## BEGIN COLLECTED MATERIAL

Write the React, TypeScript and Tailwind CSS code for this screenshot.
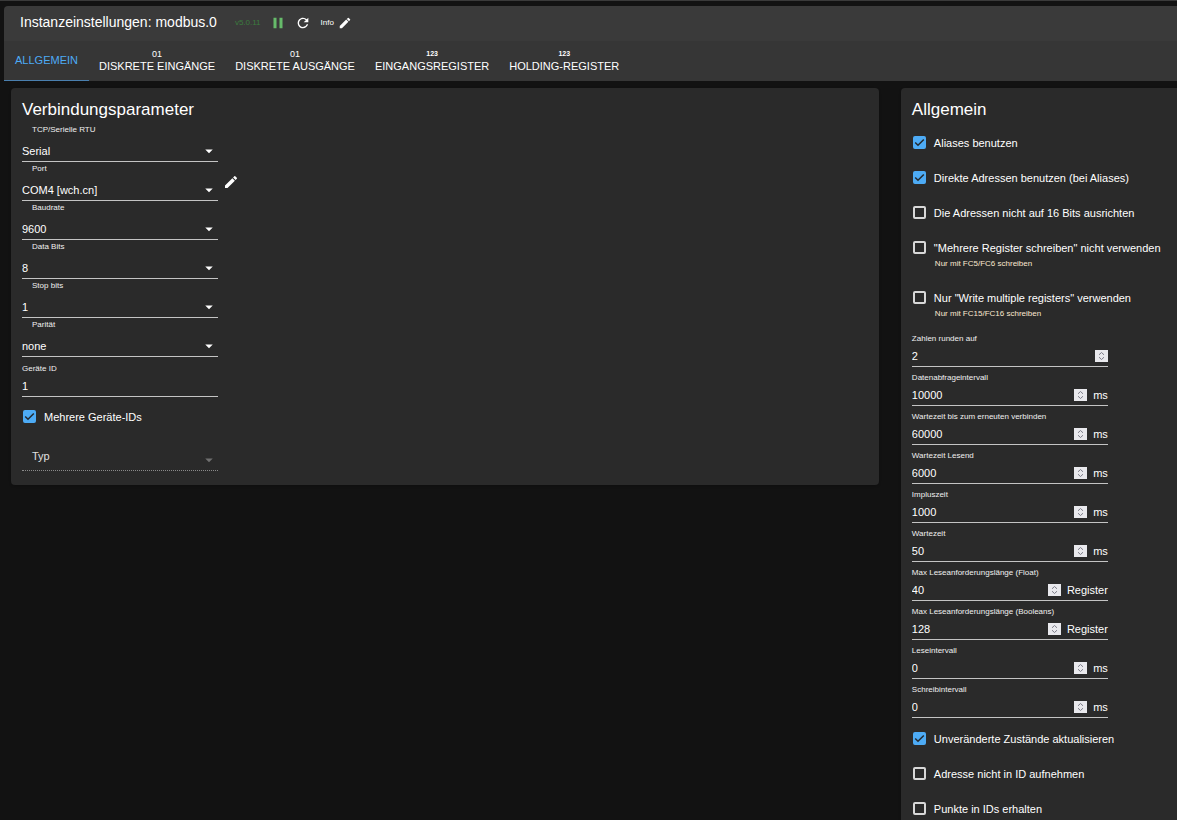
import React, { useId, useState } from "react";
import { MdArrowDropDown, MdEdit, MdPause, MdRefresh } from "react-icons/md";

const TABS = [
  { label: "Allgemein" },
  { label: "Diskrete Eingänge", badge: "01" },
  { label: "Diskrete Ausgänge", badge: "01" },
  { label: "Eingangsregister", badge: "123" },
  { label: "Holding-Register", badge: "123" },
];

const CONNECTION = [
  { label: "TCP/Serielle RTU", value: "Serial", options: ["Serial", "TCP"] },
  { label: "Port", value: "COM4 [wch.cn]", options: ["COM4 [wch.cn]"], editable: true },
  { label: "Baudrate", value: "9600", options: ["9600", "19200", "38400", "115200"] },
  { label: "Data Bits", value: "8", options: ["7", "8"] },
  { label: "Stop bits", value: "1", options: ["1", "2"] },
  { label: "Parität", value: "none", options: ["none", "even", "odd"] },
];

const FLAGS = [
  { label: "Aliases benutzen", checked: true },
  { label: "Direkte Adressen benutzen (bei Aliases)", checked: true },
  { label: "Die Adressen nicht auf 16 Bits ausrichten" },
  { label: '"Mehrere Register schreiben" nicht verwenden', hint: "Nur mit FC5/FC6 schreiben" },
  { label: 'Nur "Write multiple registers" verwenden', hint: "Nur mit FC15/FC16 schreiben" },
];

const NUMBERS = [
  { label: "Zahlen runden auf", value: 2 },
  { label: "Datenabfrageintervall", value: 10000, unit: "ms" },
  { label: "Wartezeit bis zum erneuten verbinden", value: 60000, unit: "ms" },
  { label: "Wartezeit Lesend", value: 6000, unit: "ms" },
  { label: "Impluszeit", value: 1000, unit: "ms" },
  { label: "Wartezeit", value: 50, unit: "ms" },
  { label: "Max Leseanforderungslänge (Float)", value: 40, unit: "Register" },
  { label: "Max Leseanforderungslänge (Booleans)", value: 128, unit: "Register" },
  { label: "Leseintervall", value: 0, unit: "ms" },
  { label: "Schreibintervall", value: 0, unit: "ms" },
];

const MORE_FLAGS = [
  { label: "Unveränderte Zustände aktualisieren", checked: true },
  { label: "Adresse nicht in ID aufnehmen" },
  { label: "Punkte in IDs erhalten" },
];

function Checkbox({ label, checked, hint }: { label: string; checked?: boolean; hint?: string }) {
  const id = useId();
  return (
    <div className={hint ? "h-[50px]" : "h-[35px]"}>
      <div className="flex h-[35px] items-center gap-2">
        <span className="relative flex shrink-0 pl-px">
          <input
            id={id}
            type="checkbox"
            defaultChecked={checked}
            className="peer size-[13px] appearance-none rounded-xs border-2 border-[#d8d8d8] checked:border-[#4dabf5] checked:bg-[#4dabf5]"
          />
          <svg
            viewBox="0 0 13 13"
            className="pointer-events-none absolute top-0 right-0 hidden size-[13px] peer-checked:block"
            fill="none"
            stroke="#232a30"
            strokeWidth="1.5"
          >
            <path d="M2.2 6.5l2.8 2.8 5.8-5.8" />
          </svg>
        </span>
        <label htmlFor={id} className="whitespace-nowrap">
          {label}
        </label>
      </div>
      {hint && <p className="-mt-[7px] pl-[23px] text-[8px] leading-3 text-[#fbe8d0]">{hint}</p>}
    </div>
  );
}

function SelectField({ label, value, options, editable }: (typeof CONNECTION)[number]) {
  const id = useId();
  return (
    <div className="flex h-[39px] items-center gap-[5px]">
      <div className="w-[196px] border-b border-[#c4c4c4]">
        <label htmlFor={id} className="block pt-px pl-[10px] text-[8px] leading-3 text-[#f0f0f0]">
          {label}
        </label>
        <div className="relative pt-[5px]">
          <select
            id={id}
            defaultValue={value}
            className="block h-5 w-full appearance-none bg-transparent outline-none"
          >
            {options.map((o) => (
              <option key={o}>{o}</option>
            ))}
          </select>
          <MdArrowDropDown className="pointer-events-none absolute right-0 bottom-px size-[18px]" />
        </div>
      </div>
      {editable && (
        <button type="button" aria-label="Port bearbeiten">
          <MdEdit className="size-4" />
        </button>
      )}
    </div>
  );
}

function NumberField({ label, value, unit }: { label: string; value: number; unit?: string }) {
  const id = useId();
  return (
    <div className="h-[39px] w-[196px] border-b border-[#c4c4c4]">
      <label htmlFor={id} className="block pt-[5px] text-[8px] leading-3 text-[#f0f0f0]">
        {label}
      </label>
      <div className="flex h-[21px] items-center">
        <input
          id={id}
          type="number"
          defaultValue={value}
          className="w-0 min-w-0 flex-1 appearance-none bg-transparent outline-none [&::-webkit-inner-spin-button]:appearance-none"
        />
        <svg viewBox="0 0 13 12" className="h-3 w-[13px] bg-[#e9e9ed]" fill="none" stroke="#7c7c88">
          <path d="M4 4.8l2.5-2.3 2.5 2.3M4 7.2l2.5 2.3 2.5-2.3" />
        </svg>
        {unit && <span className="pl-[6px]">{unit}</span>}
      </div>
    </div>
  );
}

function DeviceIdField() {
  const id = useId();
  return (
    <div className="h-[39px] w-[196px] border-b border-[#c4c4c4]">
      <label htmlFor={id} className="block pt-[5px] text-[8px] leading-3 text-[#f0f0f0]">
        Geräte ID
      </label>
      <input id={id} defaultValue="1" className="block h-[21px] w-full bg-transparent outline-none" />
    </div>
  );
}

function Header() {
  return (
    <header className="flex h-[35px] shrink-0 items-center rounded-tl bg-[#3a3a3a] pb-px pl-4">
      <h1 className="pb-[2px] text-sm">Instanzeinstellungen: modbus.0</h1>
      <span className="ml-[18px] text-[8px] text-[#3b7a3e]">v5.0.11</span>
      <button type="button" aria-label="Pause" className="ml-2">
        <MdPause className="size-[18px] text-[#66bb6a]" />
      </button>
      <button type="button" aria-label="Neu starten" className="ml-2">
        <MdRefresh className="size-4" />
      </button>
      <button type="button" className="ml-[10px] flex items-center gap-1 text-[8px]">
        Info
        <MdEdit className="size-[14px]" />
      </button>
    </header>
  );
}

function Tabs() {
  const [active, setActive] = useState(0);
  return (
    <nav role="tablist" className="flex h-10 shrink-0 bg-[#363636]">
      {TABS.map((tab, i) => (
        <button
          key={tab.label}
          type="button"
          role="tab"
          aria-selected={i === active}
          onClick={() => setActive(i)}
          className={`flex min-w-[85px] flex-col items-center justify-center border-b px-[10px] pb-px uppercase ${
            i === active ? "border-[#4a7fae] text-[#4dabf5]" : "border-transparent"
          }`}
        >
          {tab.badge && (
            <span className={`leading-3 ${tab.badge === "123" ? "text-[7px] font-bold" : "text-[9px]"}`}>
              {tab.badge}
            </span>
          )}
          <span className="leading-3">{tab.label}</span>
        </button>
      ))}
    </nav>
  );
}

export default function App() {
  const typeId = useId();
  return (
    <div className="flex h-screen flex-col border-t border-[#3a3a3a] bg-[#121212] pt-[5px] pl-1 font-['Liberation_Sans',Arial,sans-serif] text-[11px] leading-4 text-white">
      <Header />
      <Tabs />
      <main className="grid min-h-0 flex-1 grid-cols-[22fr_7fr] items-start gap-x-[22px] overflow-y-auto pt-[7px] pl-[7px] [scrollbar-width:none]">
        <section className="rounded-sm bg-[#2a2a2a] px-[11px] pt-3 pb-[14px] shadow">
          <h2 className="text-[17px] leading-5">Verbindungsparameter</h2>
          <div className="pt-[3px] pb-px">
            {CONNECTION.map((field) => (
              <SelectField key={field.label} {...field} />
            ))}
          </div>
          <DeviceIdField />
          <div className="pt-[2px]">
            <Checkbox label="Mehrere Geräte-IDs" checked />
          </div>
          <div className="relative mt-2 flex h-[29px] w-[196px] items-center border-b border-dotted border-[#8a8a8a]">
            <label htmlFor={typeId} className="pl-[10px] text-[#e0e0e0]">
              Typ
            </label>
            <select id={typeId} disabled className="h-full flex-1 appearance-none bg-transparent" />
            <MdArrowDropDown className="pointer-events-none absolute right-0 bottom-px size-[18px] text-[#707070]" />
          </div>
        </section>

        <section className="rounded-l-sm bg-[#2a2a2a] px-[11px] pt-3 pb-[14px] shadow">
          <h2 className="text-[17px] leading-5">Allgemein</h2>
          <div className="pt-[5px]">
            {FLAGS.map((flag) => (
              <Checkbox key={flag.label} {...flag} />
            ))}
          </div>
          <div className="-mt-[2px]">
            {NUMBERS.map((field) => (
              <NumberField key={field.label} {...field} />
            ))}
          </div>
          <div className="pt-[3px]">
            {MORE_FLAGS.map((flag) => (
              <Checkbox key={flag.label} {...flag} />
            ))}
          </div>
        </section>
      </main>
    </div>
  );
}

## END COLLECTED MATERIAL

## CHALLENGE
Write out an exact copy of the listing, first line through the line containing "MdEdit, MdPause, MdRefresh", with the pictures left out.

## FULL ANSWER
Write the React, TypeScript and Tailwind CSS code for this screenshot.
import React, { useId, useState } from "react";
import { MdArrowDropDown, MdEdit, MdPause, MdRefresh } from "react-icons/md";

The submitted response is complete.